Over the course of the asparagus season, you will receive asparagus of different sizes. One week you may get thinner asparagus and one week the stalks may be thicker. Each type works best for different types of dishes and preparations. I think there is a common misperception that thicker stalks mean that the asparagus is older, and I want to reassure you that this is not the case. The truth is that from the moment the tip of the asparagus emerges from the ground, it is either thick or thin. Then over the course of a couple of days the stalk grows taller but not fatter. In other words, some of them are born thick and some are born thin. It all depends on the age and variety of the plant that gives birth to it. I love slender stalks for certain things, but I often find myself reaching for the fatter stalks because, once peeled, they are just as tender and delicious as the skinny ones, and they actually stand up better to the heat of cooking.
A Note on Storage and Preparation
Most spring vegetables must be refrigerated in a plastic bag. Some items (such as the leaf lettuce) are bagged by us at the farm. You will need to supply plastic bags for other items such as asparagus and head lettuce. Keeping these items in plastic helps prevent wilting. If you’ve got lettuce or some other tender vegetable that appears droopy, soak it in cold water for a few minutes, shake off the excess water, and refrigerate in a plastic bag until it perks up. On another note, we rinse all the vegetables here at the farm, but you should always wash them thoroughly prior to eating.

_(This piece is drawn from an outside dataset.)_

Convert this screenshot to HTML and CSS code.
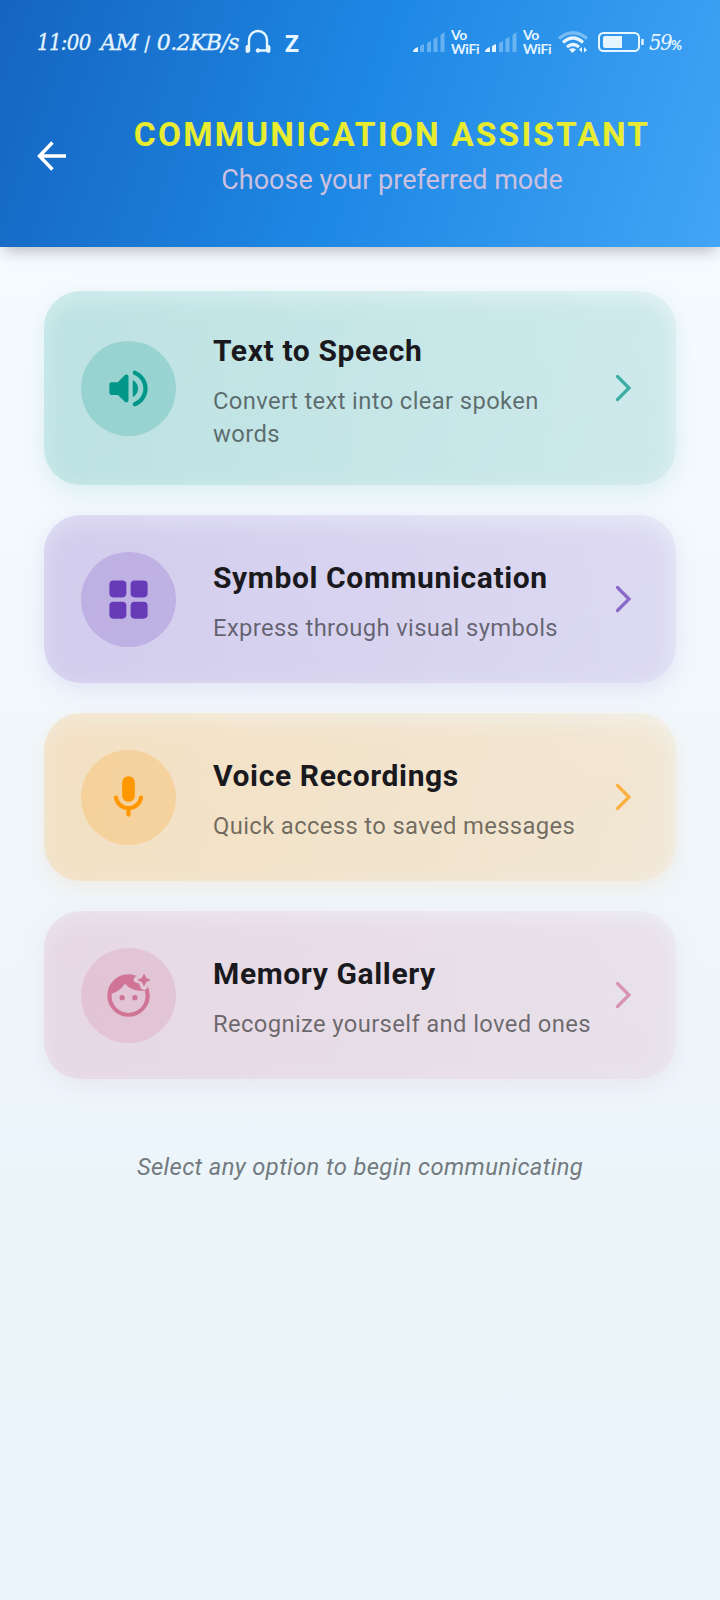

Dandelion Greens with Hot Olive Oil Dressing
Mashed Potatoes with Dandelion Greens
Creamy-Crunchy Radish Sandwiches
Fun Photo of the Week
Driving through the Virginia countryside last month, Matt and I were stunned to come upon the ultimate playground novelty. It was so magnificent that Matt almost drove off the road. Some creative genius of a farmer had turned an old combine into the ultimate child's play palace, complete with a slide that goes from the cab, through the middle of the combine, and out the back. Why hadn't we thought of that?!